Aim :: Write out the whole listing exactly as it stands.

Data segment ::
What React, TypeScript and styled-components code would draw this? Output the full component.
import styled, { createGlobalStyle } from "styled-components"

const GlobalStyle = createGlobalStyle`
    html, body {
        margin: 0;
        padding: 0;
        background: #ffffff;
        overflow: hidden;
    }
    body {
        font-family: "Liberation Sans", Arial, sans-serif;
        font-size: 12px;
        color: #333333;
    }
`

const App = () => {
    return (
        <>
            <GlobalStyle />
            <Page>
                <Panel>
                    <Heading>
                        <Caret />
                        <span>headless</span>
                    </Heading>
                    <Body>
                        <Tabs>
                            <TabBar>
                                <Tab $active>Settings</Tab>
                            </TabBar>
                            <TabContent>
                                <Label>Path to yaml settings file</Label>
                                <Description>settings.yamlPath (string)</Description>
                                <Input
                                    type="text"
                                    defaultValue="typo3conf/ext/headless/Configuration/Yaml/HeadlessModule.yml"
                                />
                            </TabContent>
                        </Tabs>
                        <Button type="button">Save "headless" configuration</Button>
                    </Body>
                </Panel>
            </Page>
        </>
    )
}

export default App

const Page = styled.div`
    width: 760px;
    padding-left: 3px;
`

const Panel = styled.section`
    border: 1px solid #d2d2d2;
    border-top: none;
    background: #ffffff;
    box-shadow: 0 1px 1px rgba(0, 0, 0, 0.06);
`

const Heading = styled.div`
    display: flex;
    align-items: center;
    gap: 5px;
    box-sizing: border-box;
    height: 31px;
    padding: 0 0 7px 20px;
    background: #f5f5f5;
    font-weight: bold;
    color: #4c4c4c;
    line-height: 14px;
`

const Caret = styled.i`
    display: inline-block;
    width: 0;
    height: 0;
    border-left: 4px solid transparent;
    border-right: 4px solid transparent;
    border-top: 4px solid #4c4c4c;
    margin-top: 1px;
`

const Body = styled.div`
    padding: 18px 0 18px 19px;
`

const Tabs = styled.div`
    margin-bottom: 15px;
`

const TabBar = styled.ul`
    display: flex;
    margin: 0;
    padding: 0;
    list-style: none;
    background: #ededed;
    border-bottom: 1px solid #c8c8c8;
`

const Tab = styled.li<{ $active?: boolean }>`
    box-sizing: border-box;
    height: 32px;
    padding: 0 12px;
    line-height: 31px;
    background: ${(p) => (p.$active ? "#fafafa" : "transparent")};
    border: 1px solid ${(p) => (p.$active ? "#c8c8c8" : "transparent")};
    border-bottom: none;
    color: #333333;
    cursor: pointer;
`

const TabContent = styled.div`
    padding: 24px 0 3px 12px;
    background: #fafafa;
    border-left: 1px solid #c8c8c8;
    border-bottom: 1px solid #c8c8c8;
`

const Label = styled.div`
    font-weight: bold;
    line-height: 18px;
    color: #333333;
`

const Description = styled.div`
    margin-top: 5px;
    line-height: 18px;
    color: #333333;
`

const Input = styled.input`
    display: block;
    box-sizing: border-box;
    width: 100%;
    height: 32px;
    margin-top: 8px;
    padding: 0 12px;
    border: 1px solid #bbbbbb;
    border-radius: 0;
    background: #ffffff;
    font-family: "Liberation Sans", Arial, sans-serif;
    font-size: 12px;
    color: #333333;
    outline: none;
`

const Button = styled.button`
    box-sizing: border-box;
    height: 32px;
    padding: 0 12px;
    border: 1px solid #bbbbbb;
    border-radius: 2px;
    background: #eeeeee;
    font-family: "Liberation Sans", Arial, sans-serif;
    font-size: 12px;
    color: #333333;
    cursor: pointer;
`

Response ::
What React, TypeScript and styled-components code would draw this? Output the full component.
import styled, { createGlobalStyle } from "styled-components"

const GlobalStyle = createGlobalStyle`
    html, body {
        margin: 0;
        padding: 0;
        background: #ffffff;
        overflow: hidden;
    }
    body {
        font-family: "Liberation Sans", Arial, sans-serif;
        font-size: 12px;
        color: #333333;
    }
`

const App = () => {
    return (
        <>
            <GlobalStyle />
            <Page>
                <Panel>
                    <Heading>
                        <Caret />
                        <span>headless</span>
                    </Heading>
                    <Body>
                        <Tabs>
                            <TabBar>
                                <Tab $active>Settings</Tab>
                            </TabBar>
                            <TabContent>
                                <Label>Path to yaml settings file</Label>
                                <Description>settings.yamlPath (string)</Description>
                                <Input
                                    type="text"
                                    defaultValue="typo3conf/ext/headless/Configuration/Yaml/HeadlessModule.yml"
                                />
                            </TabContent>
                        </Tabs>
                        <Button type="button">Save "headless" configuration</Button>
                    </Body>
                </Panel>
            </Page>
        </>
    )
}

export default App

const Page = styled.div`
    width: 760px;
    padding-left: 3px;
`

const Panel = styled.section`
    border: 1px solid #d2d2d2;
    border-top: none;
    background: #ffffff;
    box-shadow: 0 1px 1px rgba(0, 0, 0, 0.06);
`

const Heading = styled.div`
    display: flex;
    align-items: center;
    gap: 5px;
    box-sizing: border-box;
    height: 31px;
    padding: 0 0 7px 20px;
    background: #f5f5f5;
    font-weight: bold;
    color: #4c4c4c;
    line-height: 14px;
`

const Caret = styled.i`
    display: inline-block;
    width: 0;
    height: 0;
    border-left: 4px solid transparent;
    border-right: 4px solid transparent;
    border-top: 4px solid #4c4c4c;
    margin-top: 1px;
`

const Body = styled.div`
    padding: 18px 0 18px 19px;
`

const Tabs = styled.div`
    margin-bottom: 15px;
`

const TabBar = styled.ul`
    display: flex;
    margin: 0;
    padding: 0;
    list-style: none;
    background: #ededed;
    border-bottom: 1px solid #c8c8c8;
`

const Tab = styled.li<{ $active?: boolean }>`
    box-sizing: border-box;
    height: 32px;
    padding: 0 12px;
    line-height: 31px;
    background: ${(p) => (p.$active ? "#fafafa" : "transparent")};
    border: 1px solid ${(p) => (p.$active ? "#c8c8c8" : "transparent")};
    border-bottom: none;
    color: #333333;
    cursor: pointer;
`

const TabContent = styled.div`
    padding: 24px 0 3px 12px;
    background: #fafafa;
    border-left: 1px solid #c8c8c8;
    border-bottom: 1px solid #c8c8c8;
`

const Label = styled.div`
    font-weight: bold;
    line-height: 18px;
    color: #333333;
`

const Description = styled.div`
    margin-top: 5px;
    line-height: 18px;
    color: #333333;
`

const Input = styled.input`
    display: block;
    box-sizing: border-box;
    width: 100%;
    height: 32px;
    margin-top: 8px;
    padding: 0 12px;
    border: 1px solid #bbbbbb;
    border-radius: 0;
    background: #ffffff;
    font-family: "Liberation Sans", Arial, sans-serif;
    font-size: 12px;
    color: #333333;
    outline: none;
`

const Button = styled.button`
    box-sizing: border-box;
    height: 32px;
    padding: 0 12px;
    border: 1px solid #bbbbbb;
    border-radius: 2px;
    background: #eeeeee;
    font-family: "Liberation Sans", Arial, sans-serif;
    font-size: 12px;
    color: #333333;
    cursor: pointer;
`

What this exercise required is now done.